La Présidente (Mme Barbeau): M. le député de Chomedey.

(10 h 40)

M. Mulcair: Merci, M. le Président. D'abord, je tiens à remercier au nom de notre formation politique M. Comeau, Me Jacoby, M. Breton et M. Filion d'avoir été présents avec nous aujourd'hui et d'avoir partagé le fruit de leurs réflexions et leur expérience avec nous. C'était extrêmement intéressant d'entendre les différents points de vue. Et plusieurs points ont été soulevés, qui sont d'un grand intérêt pour les membres de la commission.

Je commencerais en disant que, dans un premier temps, j'ai trouvé que la présentation de Me Jacoby, comme d'habitude, était extrêmement bien étayée et son analyse était rigoureuse et les éléments de réflexion qu'il a apportés aux membres de cette commission sont fort valables. Et, pour ma part je tiens à exprimer, comme on dit en anglais, «on the record» que c'est le genre d'analyse auquel on s'est habitué, avec lui, au cours des années, et que c'est un atout pour le Québec qu'il ait toujours été là à vraiment tenir compte de sa première préoccupation et à la respecter à tout moment, qui est la protection du citoyen. Et je tiens ce matin à dire ça en tout premier lieu. J'ai l'honneur et le privilège de connaître Me Jacoby depuis de très nombreuses années. En fait, j'ai fait mon stage au ministère de la Justice voilà près de 20 ans, et c'était auprès de lui et de son service. Et j'espère qu'on pourra profiter de son expérience, de ses lumières et de son attitude, toujours visant la protection et l'intérêt du public pendant de très nombreuses années.

M. Breton a soulevé un certain nombre de points avec nous, ce matin.
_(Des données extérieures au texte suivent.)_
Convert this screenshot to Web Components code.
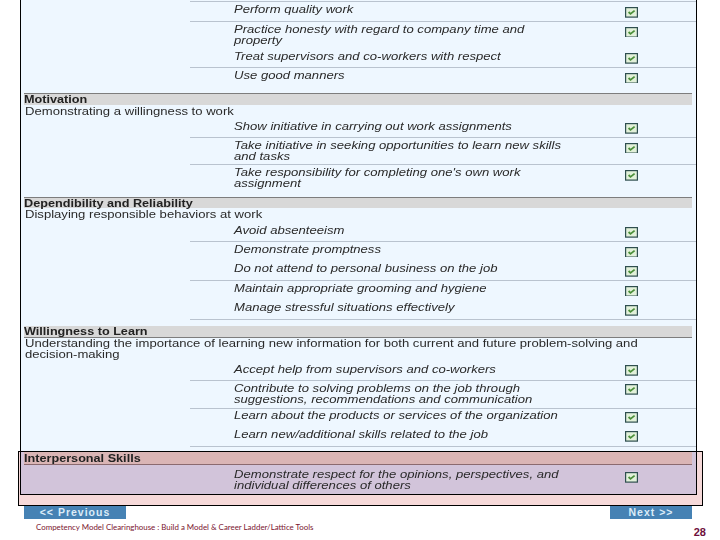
<!DOCTYPE html>
<html>
<head>
<meta charset="utf-8">
<title>Competency Model</title>
<style>
  html, body { margin: 0; background: #fff; }
  body { font-family: "Liberation Sans", Arial, sans-serif; }
</style>
</head>
<body>
<model-slide>
  <competency-panel>
    <check-row h="2" line></check-row>
    <check-row h="20" t="2" c="5" line checked>Perform quality work</check-row>
    <check-row h="25" t="2" c="5" cut checked>Practice honesty with regard to company time and<br>property</check-row>
    <check-row h="21" t="4" c="6" line checked>Treat supervisors and co-workers with respect</check-row>
    <check-row h="25" t="2" c="5" cut checked>Use good manners</check-row>

    <section-head h="12" top>Motivation</section-head>
    <section-text h="13" t="1">Demonstrating a willingness to work</section-text>
    <check-row h="20" t="3" c="5" line checked>Show initiative in carrying out work assignments</check-row>
    <check-row h="27" t="2" c="5" cut line checked>Take initiative in seeking opportunities to learn new skills<br>and tasks</check-row>
    <check-row h="32" t="2" c="5" checked>Take responsibility for completing one's own work<br>assignment</check-row>

    <section-head h="11" top>Dependibility and Reliability</section-head>
    <section-text h="12" t="1">Displaying responsible behaviors at work</section-text>
    <check-row h="22" t="5" c="7" line checked>Avoid absenteeism</check-row>
    <check-row h="19" t="2" c="5" cut checked>Demonstrate promptness</check-row>
    <check-row h="20" t="2" c="5" line checked>Do not attend to personal business on the job</check-row>
    <check-row h="19" t="2" c="5" cut checked>Maintain appropriate grooming and hygiene</check-row>
    <check-row h="20" t="2" c="5" line checked>Manage stressful situations effectively</check-row>
    <check-row h="6"></check-row>

    <section-head h="12" bottom>Willingness to Learn</section-head>
    <section-text h="24">Understanding the importance of learning new information for both current and future problem-solving and<br>decision-making</section-text>
    <check-row h="19" t="2" c="3" line checked>Accept help from supervisors and co-workers</check-row>
    <check-row h="28" t="2" c="3" line checked>Contribute to solving problems on the job through<br>suggestions, recommendations and communication</check-row>
    <check-row h="19" t="1" c="3" checked>Learn about the products or services of the organization</check-row>
    <check-row h="19" t="1" c="3" line checked>Learn new/additional skills related to the job</check-row>
    <check-row h="4"></check-row>

    <focus-section>
      <section-head h="13" bottom tone="rose">Interpersonal Skills</section-head>
      <check-row h="25" t="4" c="7" checked>Demonstrate respect for the opinions, perspectives, and<br>individual differences of others</check-row>
    </focus-section>
  </competency-panel>

  <slide-nav>
    <nav-button>&lt;&lt; Previous</nav-button>
    <nav-button wide="82">Next &gt;&gt;</nav-button>
  </slide-nav>

  <slide-footer page="28">Competency Model Clearinghouse : Build a Model &amp; Career Ladder/Lattice Tools</slide-footer>
</model-slide>

<script>
// keeps the define boilerplate in one spot
function shadow(el, html) {
  el.attachShadow({ mode: 'open' });
  el.shadowRoot.innerHTML = html;
}

class ModelSlide extends HTMLElement {
  constructor() {
    super();
    shadow(this, `
      <style>
        :host {
          display: block;
          position: relative;
          width: 720px;
          height: 540px;
          overflow: hidden;
          background: #fff;
        }
        #wash, #frame {
          position: absolute;
          left: 18px;
          top: 451px;
          width: 683px;
          height: 53px;
          border: 1.5px solid #000;
        }
        #wash { background: #f6d9d9; z-index: 0; }
        #frame { z-index: 2; }
        #content { position: relative; z-index: 1; }
      </style>
      <div id="wash"></div>
      <div id="content"><slot></slot></div>
      <div id="frame"></div>
    `);
  }
}

class CompetencyPanel extends HTMLElement {
  constructor() {
    super();
    shadow(this, `
      <style>
        :host {
          display: block;
          box-sizing: border-box;
          margin-left: 20px;
          width: 677px;
          height: 495px;
          overflow: hidden;
          background: #eef7ff;
          border: solid #000;
          border-width: 0 1.5px 1.5px 1.5px;
        }
      </style>
      <slot></slot>
    `);
  }
}

class CheckRow extends HTMLElement {
  constructor() {
    super();
    let h = this.getAttribute('h') || 20;
    let t = this.getAttribute('t') || 0;
    let c = this.getAttribute('c') || 0;
    // some boxes lose their bottom edge in the reference
    let bh = this.hasAttribute('cut') ? 9.5 : 10.5;
    let box = this.hasAttribute('checked') ? `
      <svg id="box" width="13" height="${bh}" viewBox="0 0 13 ${bh}">
        <rect x=".6" y=".6" width="11.8" height="9.5" fill="#e2f1da" stroke="#2f4f4f" stroke-width="1.2"/>
        <path d="M3.6 5 5.5 6.9 9.6 3.6" fill="none" stroke="#4b8f3a" stroke-width="1.8"/>
      </svg>` : '';
    shadow(this, `
      <style>
        :host {
          display: block;
          box-sizing: border-box;
          height: ${h}px;
          margin-left: 169px;
          overflow: hidden;
          border-bottom: 1px solid transparent;
        }
        :host([line]) { border-bottom-color: #b9c3cf; }
        #cols {
          display: grid;
          grid-template-columns: 390.5px 13px;
          padding-left: 44px;
          align-items: start;
        }
        #txt {
          padding-top: ${t}px;
          font: italic 11px/11px "Liberation Sans", Arial, sans-serif;
          color: #2a2a2a;
          white-space: nowrap;
        }
        #wide {
          display: inline-block;
          transform: scaleX(1.19);
          transform-origin: left top;
          filter: blur(.3px);
        }
        #box { display: block; margin-top: ${c}px; }
      </style>
      <div id="cols"><div id="txt"><span id="wide"><slot></slot></span></div>${box}</div>
    `);
  }
}

class SectionHead extends HTMLElement {
  constructor() {
    super();
    let h = this.getAttribute('h') || 12;
    shadow(this, `
      <style>
        :host {
          display: block;
          box-sizing: border-box;
          height: ${h}px;
          margin: 0 4px 0 2.5px;
          background: #d8d8d8;
          font: bold 11px/10px "Liberation Sans", Arial, sans-serif;
          color: #222;
          white-space: nowrap;
        }
        :host([top]) { border-top: 1px solid #7d7d7d; }
        :host([bottom]) { border-bottom: 1px solid #7d7d7d; }
        :host([tone="rose"]) { background: #dab5b5; border-bottom-color: #8b6a6f; padding-top: 1px; }
        span {
          display: inline-block;
          transform: scaleX(1.15);
          transform-origin: left top;
          filter: blur(.25px);
        }
      </style>
      <span><slot></slot></span>
    `);
  }
}

class SectionText extends HTMLElement {
  constructor() {
    super();
    let h = this.getAttribute('h') || 12;
    let t = this.getAttribute('t') || 0;
    shadow(this, `
      <style>
        :host {
          display: block;
          box-sizing: border-box;
          height: ${h}px;
          margin-left: 3.5px;
          padding-top: ${t}px;
          font: 11px/11px "Liberation Sans", Arial, sans-serif;
          color: #2a2a2a;
          white-space: nowrap;
        }
        span {
          display: inline-block;
          transform: scaleX(1.19);
          transform-origin: left top;
          filter: blur(.3px);
        }
      </style>
      <span><slot></slot></span>
    `);
  }
}

class FocusSection extends HTMLElement {
  constructor() {
    super();
    shadow(this, `
      <style>
        :host {
          display: block;
          box-sizing: border-box;
          padding-top: 1px;
          height: 44px;
          background: #d2c4da;
        }
      </style>
      <slot></slot>
    `);
  }
}

class SlideNav extends HTMLElement {
  constructor() {
    super();
    shadow(this, `
      <style>
        :host {
          display: flex;
          justify-content: space-between;
          margin: 11px 28px 0 24px;
        }
      </style>
      <slot></slot>
    `);
  }
}

class NavButton extends HTMLElement {
  constructor() {
    super();
    let w = this.getAttribute('wide') || 102;
    shadow(this, `
      <style>
        :host {
          display: block;
          width: ${w}px;
          height: 13px;
          background: #4682b4;
          color: #dcecf8;
          font: bold 10.5px/13px "Liberation Sans", Arial, sans-serif;
          letter-spacing: 1px;
          text-align: center;
          white-space: nowrap;
        }
      </style>
      <slot></slot>
    `);
  }
}

class SlideFooter extends HTMLElement {
  constructor() {
    super();
    shadow(this, `
      <style>
        :host {
          display: flex;
          justify-content: space-between;
          margin: 2px 14px 0 36px;
          align-items: flex-start;
          white-space: nowrap;
        }
        #note {
          font: 7.9px/12px Lato, "Liberation Sans", sans-serif;
          color: #7b1530;
        }
        #page {
          margin-top: 5px;
          font: bold 11px/12px "Liberation Sans", Arial, sans-serif;
          color: #6e0f3c;
        }
      </style>
      <span id="note"><slot></slot></span>
      <span id="page">${this.getAttribute('page')}</span>
    `);
  }
}

customElements.define('model-slide', ModelSlide);
customElements.define('competency-panel', CompetencyPanel);
customElements.define('check-row', CheckRow);
customElements.define('section-head', SectionHead);
customElements.define('section-text', SectionText);
customElements.define('focus-section', FocusSection);
customElements.define('slide-nav', SlideNav);
customElements.define('nav-button', NavButton);
customElements.define('slide-footer', SlideFooter);
</script>
</body>
</html>
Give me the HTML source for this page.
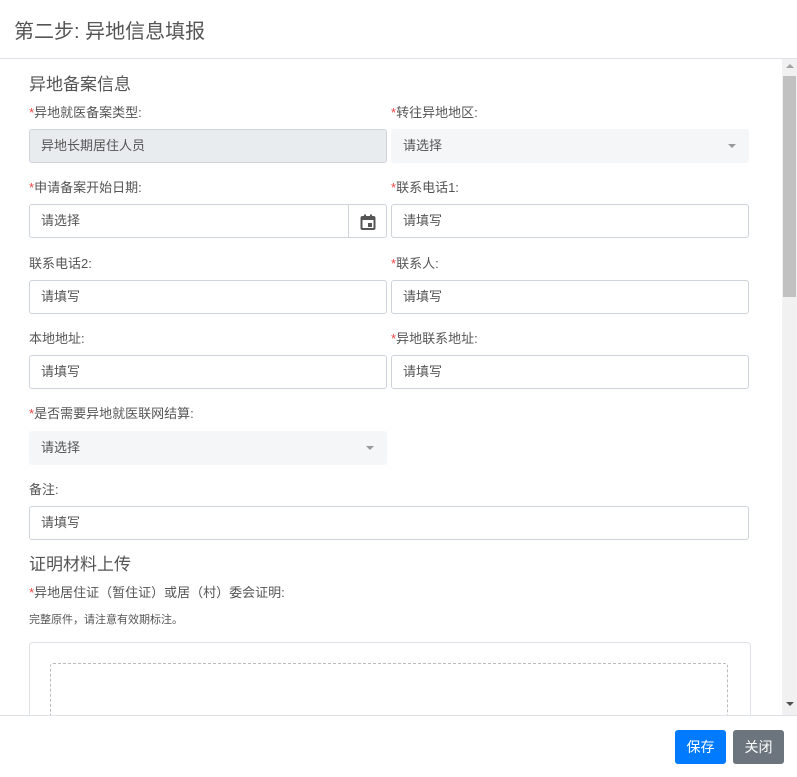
<!DOCTYPE html>
<html><head><meta charset="utf-8"><style>
*{box-sizing:border-box;margin:0;padding:0}
body{width:797px;height:777px;overflow:hidden;background:#fff;font-family:"Liberation Sans","Noto Sans CJK SC",sans-serif;color:#555;position:relative}
.a{position:absolute}
.h{left:14px;top:15px;font-size:20px;color:#555}
.sec{font-size:17px;color:#555}
.lab{font-size:13px;color:#555}
.lab i{color:#e44;font-style:normal}
.in{height:34px;border:1px solid #ced4da;border-radius:3px;font-size:13px;color:#555;padding:0 11px;line-height:32px;background:#fff}
.sel{background:#f5f6f8;border-color:#f5f6f8}
.dis{background:#e9ecef}
.car{position:absolute;right:12px;top:14px;border:4px solid transparent;border-top:4px solid #999;border-bottom:0}
</style></head><body>
<div class="a h">第二步: 异地信息填报</div>
<div class="a" style="left:0;top:58px;width:797px;height:1px;background:#dee2e6"></div>
<div class="a sec" style="left:29px;top:70px">异地备案信息</div>

<div class="a lab" style="left:29px;top:102px"><i>*</i>异地就医备案类型:</div>
<div class="a lab" style="left:391px;top:102px"><i>*</i>转往异地地区:</div>
<div class="a in dis" style="left:29px;top:129px;width:358px">异地长期居住人员</div>
<div class="a in sel" style="left:391px;top:129px;width:358px">请选择<span class="car"></span></div>

<div class="a lab" style="left:29px;top:177px"><i>*</i>申请备案开始日期:</div>
<div class="a lab" style="left:391px;top:177px"><i>*</i>联系电话1:</div>
<div class="a in" style="left:29px;top:204px;width:358px">请选择
<div class="a" style="right:0;top:0;width:38px;height:32px;border-left:1px solid #ced4da"><svg class="a" style="left:11px;top:9px" width="16" height="16" viewBox="0 0 16 16"><rect x="1.5" y="3" width="13" height="12" rx="1" fill="none" stroke="#555" stroke-width="2"/><rect x="1" y="3" width="14" height="3" fill="#555"/><rect x="4" y="0.5" width="2" height="3" fill="#555"/><rect x="10" y="0.5" width="2" height="3" fill="#555"/><rect x="8" y="9" width="4" height="4" fill="#555"/></svg></div></div>
<div class="a in" style="left:391px;top:204px;width:358px">请填写</div>

<div class="a lab" style="left:29px;top:253px">联系电话2:</div>
<div class="a lab" style="left:391px;top:253px"><i>*</i>联系人:</div>
<div class="a in" style="left:29px;top:280px;width:358px">请填写</div>
<div class="a in" style="left:391px;top:280px;width:358px">请填写</div>

<div class="a lab" style="left:29px;top:328px">本地地址:</div>
<div class="a lab" style="left:391px;top:328px"><i>*</i>异地联系地址:</div>
<div class="a in" style="left:29px;top:355px;width:358px">请填写</div>
<div class="a in" style="left:391px;top:355px;width:358px">请填写</div>

<div class="a lab" style="left:29px;top:403px"><i>*</i>是否需要异地就医联网结算:</div>
<div class="a in sel" style="left:29px;top:431px;width:358px">请选择<span class="car"></span></div>

<div class="a lab" style="left:29px;top:479px">备注:</div>
<div class="a in" style="left:29px;top:506px;width:720px">请填写</div>

<div class="a sec" style="left:29px;top:550px">证明材料上传</div>
<div class="a lab" style="left:29px;top:582px"><i>*</i>异地居住证（暂住证）或居（村）委会证明:</div>
<div class="a" style="left:29px;top:611px;font-size:11px;color:#555">完整原件，请注意有效期标注。</div>
<div class="a" style="left:29px;top:642px;width:722px;height:90px;border:1px solid #dee2e6;border-radius:4px"></div>
<div class="a" style="left:50px;top:663px;width:678px;height:70px;border:1px dashed #bbb;border-radius:3px"></div>

<div class="a" style="left:782px;top:59px;width:15px;height:656px;background:#f1f1f1"></div>
<div class="a" style="left:783px;top:76px;width:13px;height:221px;background:#c1c1c1"></div>
<div class="a" style="left:786px;top:64px;border:4px solid transparent;border-bottom:4px solid #a3a3a3;border-top:0"></div>
<div class="a" style="left:786px;top:702px;border:4px solid transparent;border-top:4px solid #505050;border-bottom:0"></div>

<div class="a" style="left:0;top:715px;width:797px;height:62px;background:#fff;border-top:1px solid #dee2e6"></div>
<div class="a" style="left:675px;top:730px;width:51px;height:34px;background:#007bff;border-radius:3px;color:#fff;font-size:14px;line-height:34px;text-align:center">保存</div>
<div class="a" style="left:733px;top:730px;width:51px;height:34px;background:#6c757d;border-radius:3px;color:#fff;font-size:14px;line-height:34px;text-align:center">关闭</div>
</body></html>
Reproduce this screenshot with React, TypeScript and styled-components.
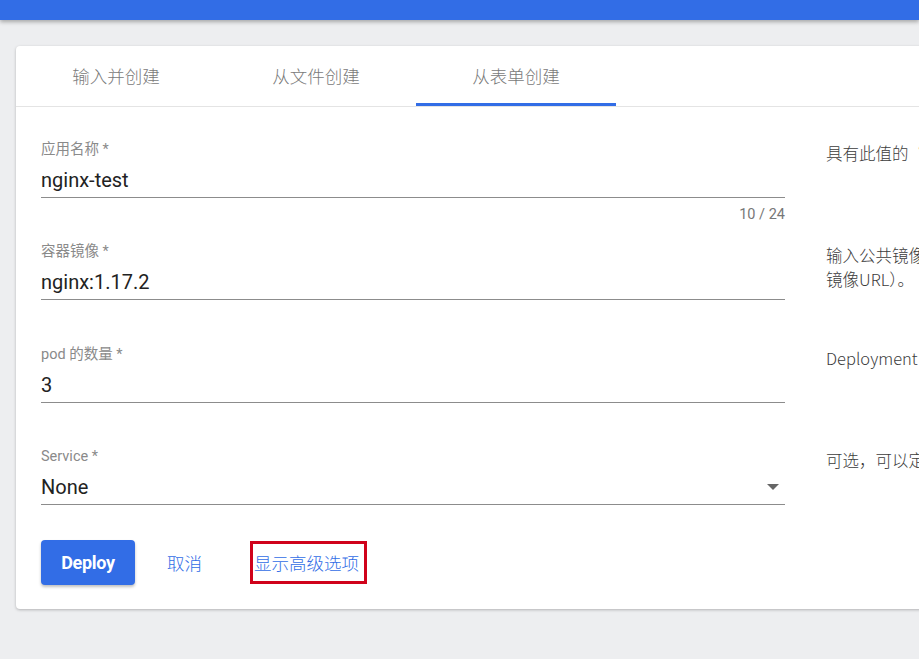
import React, { useState } from "react";
import styled, { createGlobalStyle } from "styled-components";

const BLUE = "#326de6";

const GlobalStyle = createGlobalStyle`
  html, body {
    margin: 0;
    padding: 0;
    background: #edeef0;
    overflow: hidden;
  }
  body {
    font-family: Roboto, "Noto Sans CJK SC", sans-serif;
  }
`;

const Page = styled.div`
  width: 919px;
  height: 659px;
  overflow: hidden;
  background: #edeef0;
`;

const TopBar = styled.div`
  height: 20px;
  background: ${BLUE};
  box-shadow: 0 2px 4px rgba(0, 0, 0, 0.3);
`;

const Content = styled.div`
  padding: 26px 0 0 16px;
`;

const Card = styled.div`
  width: 1100px;
  background: #fff;
  border-radius: 4px;
  box-shadow: 0 1px 3px rgba(0, 0, 0, 0.25);
  padding-bottom: 24px;
`;

const TabBar = styled.div`
  display: flex;
  height: 60px;
  border-bottom: 1px solid #e4e4e4;
`;

const Tab = styled.div<{ active?: boolean }>`
  width: 200px;
  display: flex;
  align-items: center;
  justify-content: center;
  font-size: 17.5px;
  color: #7a7a7a;
  font-family: "Noto Sans CJK SC", sans-serif;
  font-weight: 300;
  box-sizing: border-box;
  padding-top: 1px;
  border-bottom: 3px solid ${(p) => (p.active ? BLUE : "transparent")};
`;

const Body = styled.div`
  padding: 33px 0 0 25px;
`;

const Row = styled.div<{ h: number }>`
  display: grid;
  grid-template-columns: 744px 300px;
  column-gap: 41px;
  height: ${(p) => p.h}px;
`;

const Field = styled.div`
  display: flex;
  flex-direction: column;
`;

const Label = styled.div`
  font-size: 14.5px;
  color: #8a8a8a;
  height: 20px;
  line-height: 20px;
`;

const InputLine = styled.div`
  display: flex;
  align-items: center;
  justify-content: space-between;
  box-sizing: border-box;
  height: 38px;
  padding-top: 3px;
  border-bottom: 1px solid #8c8c8c;
  font-size: 20px;
  color: #222;
`;

const Counter = styled.div`
  text-align: right;
  font-size: 14.5px;
  color: #777;
  line-height: 18px;
  margin-top: 8px;
`;

const Arrow = styled.div`
  width: 0;
  height: 0;
  border-left: 6px solid transparent;
  border-right: 6px solid transparent;
  border-top: 6px solid #666;
  margin-right: 6px;
`;

const Help = styled.div`
  font-size: 16.5px;
  color: #3c3c3c;
  line-height: 24px;
  padding-top: 1px;
  font-family: "Noto Sans CJK SC", sans-serif;
  font-weight: 300;
  white-space: nowrap;
`;

const Actions = styled.div`
  display: flex;
  align-items: center;
`;

const PrimaryButton = styled.button`
  width: 94px;
  height: 45px;
  border: none;
  border-radius: 4px;
  background: ${BLUE};
  color: #fff;
  font-family: Roboto, sans-serif;
  font-weight: 700;
  font-size: 18px;
  box-shadow: 0 2px 3px rgba(0, 0, 0, 0.25);
  letter-spacing: -0.3px;
`;

const TextButton = styled.button<{ outlined?: boolean }>`
  background: none;
  border: ${(p) => (p.outlined ? "3px solid #d0021b" : "none")};
  color: ${BLUE};
  font-size: 17.5px;
  font-family: "Noto Sans CJK SC", sans-serif;
  font-weight: 300;
  padding: ${(p) => (p.outlined ? "0 5px 0 1px" : "0")};
  height: ${(p) => (p.outlined ? "43px" : "auto")};
`;

export default function App() {
  const [tab] = useState(2);
  const tabs = ["输入并创建", "从文件创建", "从表单创建"];

  return (
    <Page>
      <GlobalStyle />
      <TopBar />
      <Content>
        <Card>
          <TabBar>
            {tabs.map((t, i) => (
              <Tab key={t} active={i === tab}>
                {t}
              </Tab>
            ))}
          </TabBar>
          <Body>
            <Row h={102}>
              <Field>
                <Label>应用名称 *</Label>
                <InputLine>nginx-test</InputLine>
                <Counter>10 / 24</Counter>
              </Field>
              <Help>具有此值的“app”标签将被添加到部署的资源中。</Help>
            </Row>
            <Row h={103}>
              <Field>
                <Label>容器镜像 *</Label>
                <InputLine>nginx:1.17.2</InputLine>
              </Field>
              <Help>
                输入公共镜像仓库中的镜像地址，或者私有镜像仓库的
                <br />
                镜像URL）。
              </Help>
            </Row>
            <Row h={102}>
              <Field>
                <Label>pod 的数量 *</Label>
                <InputLine>3</InputLine>
              </Field>
              <Help>Deployment 将创建 Pod 以维持所需数量的副本。</Help>
            </Row>
            <Row h={93}>
              <Field>
                <Label>Service *</Label>
                <InputLine>
                  None
                  <Arrow />
                </InputLine>
              </Field>
              <Help>可选，可以定义一个内部或外部服务。</Help>
            </Row>
            <Actions>
              <PrimaryButton>Deploy</PrimaryButton>
              <TextButton style={{ marginLeft: 32 }}>取消</TextButton>
              <TextButton outlined style={{ marginLeft: 48 }}>
                显示高级选项
              </TextButton>
            </Actions>
          </Body>
        </Card>
      </Content>
    </Page>
  );
}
Tout aussi rigoureux, il l'aborde sous un autre angle. Et parfois le hasard fait bien les choses, car, hier, on était avec plusieurs personnes qui travaillent auprès de M. Breton pour regarder un aspect spécifique du rapport annuel de cette année, et c'était la vérification ou du moins la difficulté de vérification des importantes sommes, des dizaines et des dizaines de millions de dollars dépensés à l'aide juridique.

Je veux commencer avec ça parce que je suis personnellement de nature à vouloir... je suis toujours partant pour apporter une solution à un problème. Mais j'étais aussi très sensible et à l'écoute lorsque M. Breton nous disait: Il faudrait quand même savoir de quoi on est en train de parler. C'était dit en des termes plus diplomatiques que ça, mais, lorsqu'on dit qu'il n'y a pas de vision, il n'y a rien qui est sur la table qui est facilement prenable, bien, on entend bien le message, et je pense que c'est un message extrêmement bien envoyé.

Alors, commençons avec ça, parce que c'est de mémoire fraîche, et analysons si une carte d'identité constitue une solution au problème ou si vraiment c'est une question de management qui peut être atteinte par un autre moyen. Parce que, nous, de notre côté, on peut vous dire que – ça surprendrait certains – ça s'appelle le Parti libéral. On est pour la liberté des citoyens. On aime le moins d'intrusion possible dans la vie privée, ou autrement, des citoyens.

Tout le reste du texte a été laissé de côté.